Cincinnati Bell and UC Create a Win-Win Partnership

The University of Cincinnati has a new front door to the region’s business community, and Cincinnati Bell is making a grand entrance. University President Neville Pinto and Cincinnati Bell CEO Leigh Fox recently signed a 10-year partnership agreement that includes a corporate innovation center within UC’s new 1819 Innovation Hub, and a direct link between UC students and Cincinnati Bell’s technical talent.

The partnership is among the first wins for the university’s new Office of Innovation and UC’s “Next Lives Here” strategic direction.

Fox also sees it as a big win: “This partnership will help Cincinnati Bell build, test, and deliver products to the market more quickly, give students access to Cincinnati Bell’s technical talent, and bring additional value to their university education,” he said.
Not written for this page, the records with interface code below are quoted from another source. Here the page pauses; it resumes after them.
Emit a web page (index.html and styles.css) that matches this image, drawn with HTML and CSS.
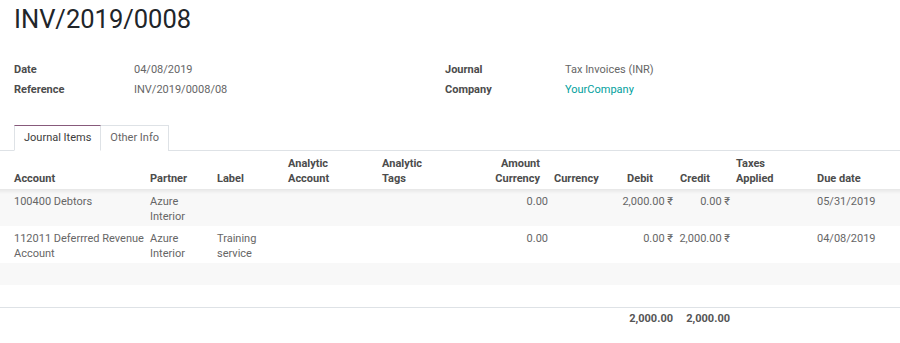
FILE: index.html
```html
<!DOCTYPE html>
<html lang="en">
<head>
  <meta charset="UTF-8">
  <title>INV/2019/0008</title>
  <link rel="stylesheet" href="styles.css">
</head>
<body>
  <h1 class="title">INV/2019/0008</h1>

  <div class="info">
    <div class="group">
      <div class="field"><span class="field-label">Date</span><span>04/08/2019</span></div>
      <div class="field"><span class="field-label">Reference</span><span>INV/2019/0008/08</span></div>
    </div>
    <div class="group">
      <div class="field"><span class="field-label">Journal</span><span>Tax Invoices (INR)</span></div>
      <div class="field"><span class="field-label">Company</span><a class="link" href="#">YourCompany</a></div>
    </div>
  </div>

  <ul class="tabs">
    <li class="tab active">Journal Items</li>
    <li class="tab">Other Info</li>
  </ul>

  <table class="lines">
    <colgroup>
      <col style="width:147px">
      <col style="width:67px">
      <col style="width:71px">
      <col style="width:94px">
      <col style="width:99px">
      <col style="width:73px">
      <col style="width:63px">
      <col style="width:62px">
      <col style="width:57px">
      <col style="width:81px">
      <col style="width:86px">
    </colgroup>
    <thead>
      <tr>
        <th class="first">Account</th>
        <th>Partner</th>
        <th>Label</th>
        <th>Analytic<br>Account</th>
        <th>Analytic<br>Tags</th>
        <th class="num num-amount">Amount<br>Currency</th>
        <th>Currency</th>
        <th class="num num-money">Debit</th>
        <th class="num num-money">Credit</th>
        <th>Taxes<br>Applied</th>
        <th>Due date</th>
      </tr>
    </thead>
    <tbody>
      <tr class="data-row">
        <td class="first">100400 Debtors</td>
        <td>Azure Interior</td>
        <td></td>
        <td></td>
        <td></td>
        <td class="num">0.00</td>
        <td></td>
        <td class="num">2,000.00&nbsp;₹</td>
        <td class="num">0.00&nbsp;₹</td>
        <td></td>
        <td>05/31/2019</td>
      </tr>
      <tr class="data-row">
        <td class="first">112011 Deferrred Revenue Account</td>
        <td>Azure Interior</td>
        <td>Training service</td>
        <td></td>
        <td></td>
        <td class="num">0.00</td>
        <td></td>
        <td class="num">0.00&nbsp;₹</td>
        <td class="num">2,000.00&nbsp;₹</td>
        <td></td>
        <td>04/08/2019</td>
      </tr>
      <tr class="empty-row"><td colspan="11">&nbsp;</td></tr>
      <tr class="empty-row"><td colspan="11">&nbsp;</td></tr>
    </tbody>
    <tfoot>
      <tr>
        <td colspan="7"></td>
        <td class="num">2,000.00</td>
        <td class="num">2,000.00</td>
        <td colspan="2"></td>
      </tr>
    </tfoot>
  </table>
</body>
</html>
```

FILE: styles.css
```css
body {
  margin: 0;
  font-family: Roboto, "Noto Sans", sans-serif;
  font-size: 11px;
  color: #666666;
  background: white;
}

.title {
  margin: 0;
  padding: 4px 14px 0;
  font-size: 25.5px;
  line-height: 31px;
  font-weight: normal;
  color: #212529;
}

.info {
  display: grid;
  grid-template-columns: 431px 431px;
  padding: 0 14px;
  margin-top: 25px;
}

.field {
  display: flex;
  line-height: 20px;
}

.field-label {
  width: 120px;
  font-weight: bold;
  color: #4c4c4c;
}

.link {
  color: #00a09d;
  text-decoration: none;
}

.tabs {
  display: flex;
  list-style: none;
  margin: 25px 0 0;
  padding: 0 0 0 14px;
  border-bottom: 1px solid #dee2e6;
}

.tab {
  padding: 0 9px;
  line-height: 24px;
  border: 1px solid #dee2e6;
  border-bottom: none;
  margin-right: -1px;
  margin-bottom: -1px;
  background: white;
}

.tab.active {
  color: #3c3c3c;
  border-top-color: #875a7b;
  border-bottom: 1px solid white;
  position: relative;
  z-index: 1;
}

.lines {
  width: 900px;
  table-layout: fixed;
  border-collapse: collapse;
}

.lines th,
.lines td {
  padding: 5px 3px 2px;
  line-height: 15px;
  text-align: left;
}

.lines th {
  font-weight: bold;
  color: #4c4c4c;
  vertical-align: bottom;
  padding-bottom: 3px;
}

.lines td {
  vertical-align: top;
}

.lines .first {
  padding-left: 14px;
}

.lines .num {
  text-align: right;
}

.lines th.num-amount {
  padding-right: 11px;
}

.lines th.num-money {
  padding-right: 23px;
}

.data-row:nth-child(odd),
.empty-row:nth-child(odd) {
  background: #f8f8f8;
}

.data-row:first-child td {
  background-image: linear-gradient(to bottom, rgba(0, 0, 0, 0.07), rgba(0, 0, 0, 0) 5px);
}

.empty-row td {
  padding: 4px 3px 3px;
}

.lines tfoot td {
  border-top: 1px solid #dee2e6;
  font-weight: bold;
  color: #555555;
  padding-top: 3px;
}
```
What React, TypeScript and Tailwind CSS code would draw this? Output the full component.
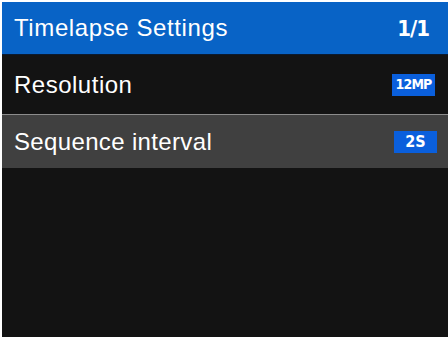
export default function App() {
  return (
    <div className="w-[448px] h-[337px] bg-white pl-[2px] pt-[2px] overflow-hidden">
      <div className="flex flex-col h-full bg-[#131313] font-['Liberation_Sans',Arial,sans-serif] text-white">
        {/* Header */}
        <div className="flex items-center justify-between h-[53px] bg-[#0863c6] pl-[12px] pr-[19px] border-b border-[#0a1a30]">
          <span className="text-[24px] tracking-[0.6px]">Timelapse Settings</span>
          <span className="text-[22px] font-['DejaVu_Sans_Condensed',sans-serif] font-semibold tracking-[-1px]">1/1</span>
        </div>

        {/* Resolution */}
        <div className="flex items-center justify-between h-[59px] pl-[12px] pr-[13px]">
          <span className="text-[24px] tracking-[0.5px]">Resolution</span>
          <span className="bg-[#0a5fdc] h-[22px] w-[43px] flex items-center justify-center text-[14px] font-bold font-['DejaVu_Sans_Condensed',sans-serif] tracking-[-0.8px]">
            12MP
          </span>
        </div>

        {/* Sequence interval (selected) */}
        <div className="flex items-center justify-between h-[54px] bg-[#404040] border-t border-[#8c8c8c] pl-[12px] pr-[11px]">
          <span className="text-[24px] tracking-[0.35px]">Sequence interval</span>
          <span className="bg-[#0a5fdc] h-[22px] w-[43px] flex items-center justify-center text-[16px] font-bold font-['DejaVu_Sans_Condensed',sans-serif]">
            2S
          </span>
        </div>

        <div className="flex-1" />
      </div>
    </div>
  );
}
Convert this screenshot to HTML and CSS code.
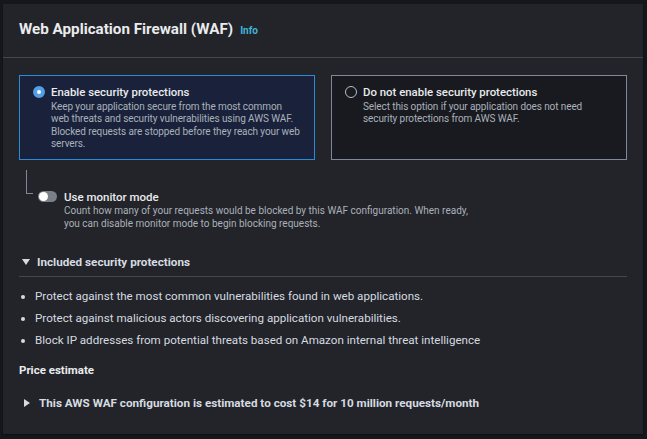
FILE: index.html
```html
<!DOCTYPE html>
<html>
<head>
<meta charset="utf-8">
<link rel="stylesheet" href="styles.css">
</head>
<body>
<div class="panel">
  <div class="header">
    <h2 class="title">Web Application Firewall (WAF)</h2>
    <span class="info">Info</span>
  </div>
  <div class="content">
    <div class="tiles">
      <div class="tile selected">
        <span class="radio checked"></span>
        <div class="tile-text">
          <div class="tile-title">Enable security protections</div>
          <div class="tile-desc">Keep your application secure from the most common web threats and security vulnerabilities using AWS WAF. Blocked requests are stopped before they reach your web servers.</div>
        </div>
      </div>
      <div class="tile">
        <span class="radio"></span>
        <div class="tile-text">
          <div class="tile-title">Do not enable security protections</div>
          <div class="tile-desc">Select this option if your application does not need security protections from AWS WAF.</div>
        </div>
      </div>
    </div>
    <div class="monitor">
      <span class="connector"></span>
      <span class="toggle"><span class="knob"></span></span>
      <div class="monitor-text">
        <div class="monitor-title">Use monitor mode</div>
        <div class="monitor-desc">Count how many of your requests would be blocked by this WAF configuration. When ready, you can disable monitor mode to begin blocking requests.</div>
      </div>
    </div>
    <div class="expander open">
      <span class="caret-down"></span>
      <span class="exp-label">Included security protections</span>
    </div>
    <ul class="bullets">
      <li>Protect against the most common vulnerabilities found in web applications.</li>
      <li>Protect against malicious actors discovering application vulnerabilities.</li>
      <li>Block IP addresses from potential threats based on Amazon internal threat intelligence</li>
    </ul>
    <div class="price-label">Price estimate</div>
    <div class="expander closed">
      <span class="caret-right"></span>
      <span class="exp-label">This AWS WAF configuration is estimated to cost $14 for 10 million requests/month</span>
    </div>
  </div>
</div>
</body>
</html>
```
FILE: styles.css
```css
* { box-sizing: border-box; }
html, body { margin: 0; padding: 0; }
body {
  background: #16171b;
  width: 647px;
  height: 439px;
  padding: 4px 4px 5px 3px;
  font-family: Roboto, "Open Sans", sans-serif;
  color: #d5dbe0;
}
.panel {
  background: #232429;
  height: 430px;
  box-shadow: 0 1px 2px rgba(0,0,0,0.4);
}
.header {
  height: 54px;
  display: flex;
  align-items: center;
  padding-left: 16px;
  padding-bottom: 4px;
  border-bottom: 1px solid #414750;
}
.title {
  margin: 0;
  font-size: 15.2px;
  font-weight: 700;
  color: #e9ebed;
  letter-spacing: 0;
}
.info {
  margin-left: 7px;
  margin-top: 3px;
  font-size: 10px;
  font-weight: 700;
  color: #42b4d8;
}
.content {
  padding: 17px 16px 0 16px;
}
.tiles {
  display: flex;
  gap: 16px;
}
.tile {
  flex: 1;
  height: 85px;
  border: 1px solid #7d8998;
  background: #181a20;
  display: flex;
  align-items: flex-start;
  padding: 8px 14px 0 13px;
}
.tile.selected {
  border-color: #2a8bd8;
  background: #19223a;
}
.radio {
  width: 12px;
  height: 12px;
  border-radius: 50%;
  border: 1.5px solid #b6bec9;
  flex: none;
  margin-top: 2px;
  margin-right: 6px;
}
.radio.checked {
  border: 4px solid #539fe5;
  background: #ffffff;
}
.tile-title {
  font-size: 11.4px;
  font-weight: 500;
  color: #e9ebed;
  line-height: 16px;
}
.tile-desc {
  font-size: 10px;
  letter-spacing: -0.1px;
  line-height: 12.3px;
  color: #aab1bb;
  margin-top: 1px;
}
.monitor {
  display: flex;
  align-items: flex-start;
  margin-top: 10px;
  padding-left: 7px;
  height: 79px;
}
.connector {
  width: 7px;
  height: 24px;
  border-left: 1px solid #7d8998;
  border-bottom: 1px solid #7d8998;
  flex: none;
  margin-top: 0;
  margin-right: 5px;
}
.toggle {
  flex: none;
  width: 19px;
  height: 11px;
  border-radius: 6px;
  background: #7b7f87;
  margin-top: 21px;
  margin-right: 7px;
  position: relative;
}
.knob {
  position: absolute;
  left: 1px;
  top: 1px;
  width: 9px;
  height: 9px;
  border-radius: 50%;
  background: #ffffff;
}
.monitor-text { margin-top: 19px; }
.monitor-title {
  font-size: 11.5px;
  font-weight: 500;
  color: #e9ebed;
  line-height: 16px;
}
.monitor-desc {
  font-size: 10px;
  line-height: 12.5px;
  color: #aab1bb;
  margin-top: 0;
  width: 420px;
}
.expander {
  display: flex;
  align-items: center;
}
.expander.open {
  height: 28px;
  border-bottom: 1px solid #414750;
  padding-left: 3px;
  padding-bottom: 2px;
}
.caret-down {
  width: 0; height: 0;
  border-left: 4.5px solid transparent;
  border-right: 4.5px solid transparent;
  border-top: 6px solid #d5dbe0;
  margin-right: 7px;
  margin-top: 1px;
}
.caret-right {
  width: 0; height: 0;
  border-top: 4.5px solid transparent;
  border-bottom: 4.5px solid transparent;
  border-left: 6px solid #d5dbe0;
  margin-right: 9px;
  margin-left: 2px;
}
.exp-label {
  font-size: 11.7px;
  font-weight: 700;
  color: #d5dbe0;
}
.bullets {
  margin: 8px 0 0 0;
  padding-left: 16px;
  font-size: 11.6px;
  color: #d5dbe0;
}
.bullets li {
  line-height: 22px;
}
.price-label {
  margin-top: 11px;
  font-size: 11.5px;
  font-weight: 700;
  color: #e9ebed;
  line-height: 16px;
}
.expander.closed {
  margin-top: 18px;
  padding-left: 3px;
}
```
The relationship between academic research institutions and private industry has evolved significantly over time and is even more critical today with the rapid pace of change and the challenges with funding research in today’s economic climate. Universities bring valuable resources to the table: talent, research, and access to physical assets such as specialized equipment and technology.

At the same time, large corporations bring real-world problems that need innovative solutions and an opportunity for students and faculty to take a multi-disciplinary approach to solving them. This, in turn, creates a better-prepared pool of talent and source of employment for industry.

Cincinnati Bell’s corporate innovation center within the 1819 Innovation Hub will allow Cincinnati Bell employees to collaborate with UC students and faculty, resulting in innovative applications and products that leverage Cincinnati Bell’s deep fiber network and expertise in the region.

With more than $800 million invested in its local fiber network — which delivers high-speed internet service to consumers and businesses across the region — Cincinnati Bell is increasing its focus on developing new products to help customers maximize their connections.

“This is a tremendous opportunity for Cincinnati Bell to engage with the University of Cincinnati, which is doing cutting-edge research and producing a pipeline of students who are developing in-demand engineering, marketing, and design skills,” added Fox.

It’s exactly the kind of momentum the university envisions in its Next Lives Here strategic direction, recognizing a need to reimagine the university’s approach to industry relations. Rather than the standard “we produce graduates, you hire them” approach, UC’s innovation agenda will help the university both address the talent shortage and become more responsive to companies’ needs.

“The speed at which people’s ideas are translated into products and processes that are useful to society is more and more accelerated,” Pinto said. “Industry is trying to adapt to the new pace of change and universities have the ability to help. We need to partner around this common interest.”

As the new “front door” to UC’s innovation enterprise, the Office of Innovation, led by Chief Innovation Officer David J. Adams, offers a one-stop shop for industry to access the university’s extensive resources, including faculty expertise. The 1819 Innovation Hub serves as a physical manifestation of its collaborative approach to real-world, multi-disciplinary problem-solving.

The 1819 Innovation Hub is a $38-million-dollar renovation of the former Sears Roebuck & Co. Department Store on Reading Road in Avondale. The art-deco structure, originally built in 1929, is less than a mile from the main campus. The renovation of the 133,000-square-foot, four-story building will be complete in summer 2018, ready for students returning in the fall. Cincinnati Bell will take occupancy in April.